New office completions reached 13.5 mn sq ft during the quarter, representing a drop of 8.6% q-o-q and a marginal drop of 2.3% y-o-y. Pune, Delhi NCR, and Bengaluru led the new completions activity during the quarter for a combined share of 61.6%.
Average rents in Q3 2025 across all cities rose between 0.4-3.2% on a q-o-q basis, with Delhi NCR clocking the maximum rental growth of 3.2%, followed by Hyderabad with 2.8%, Bengaluru and Chennai with 1.4% and 1.3% respectively, followed by the rest.
The rental values on a y-o-y basis (Q3 2025 vs Q3 2024) have increased across all cities, with Hyderabad witnessing the maximum growth of 18.7%, followed by Kolkata and Bengaluru with growths of 12.3% and 8.0%, respectively. Rents in Delhi NCR and Mumbai have grown y-o-y by 7.6% and 4.5%, whereas Chennai and Pune have seen 3.2% and 1.9% y-o-y rental growth, respectively.
India’s relative immunity to global uncertainties and headwinds has now positioned it as a market that is tuned towards growth across both headcount and real estate footprint metrics. With robust office occupancies already causing a space crunch in existing portfolios of large occupiers there are clear signals of portfolio expansion actions moving ahead.
The market remains well on track with its strong pipeline of deal activity and current performance to push India’s leasing volumes to unprecedented levels of 80 mn sq ft or even higher.
Demand from GCCs – both existing ones and new country entrants remains strong, making up ~50% of all active space requirements. At a sector level, the strong rebound in third-party tech activity is providing a strong fillip to India’s tech outsourcing sector with the pivot centered around AI and other cutting-edge technology offerings.
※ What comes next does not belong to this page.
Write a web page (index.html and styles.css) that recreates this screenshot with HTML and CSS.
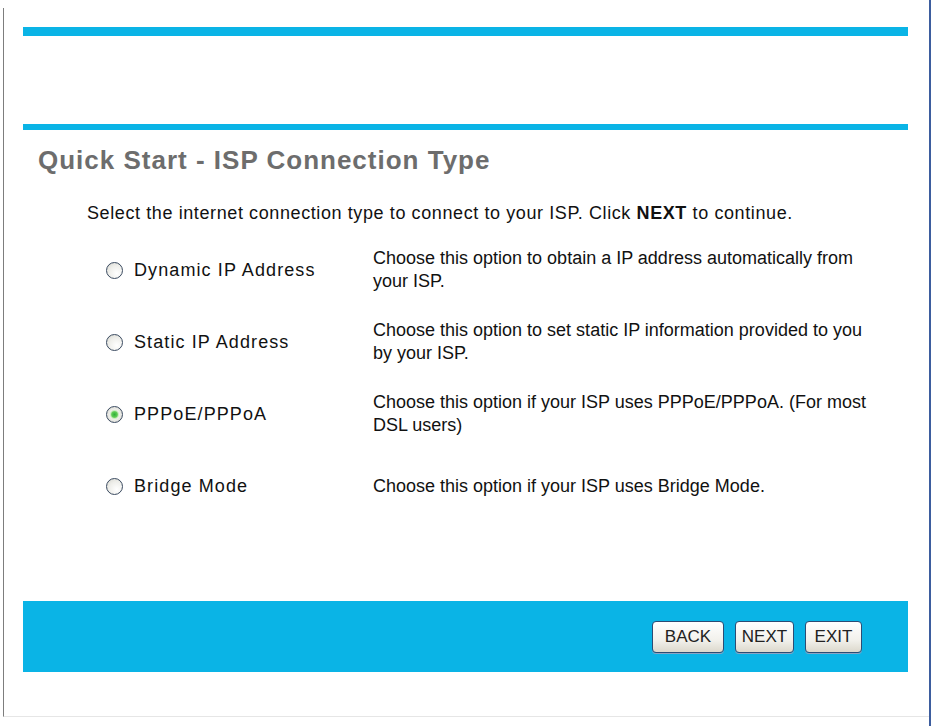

International banking and financial services players' appetite for offshore operational centres, complemented by the manufacturing sector dynamism fostered through strategic policy initiatives also form a key element for the market's future growth potential.
A strong deal pipeline offers support to surging leasing volumes and tight vacancy rates indicate a geography that features as the focal point of business expansion for global corporates.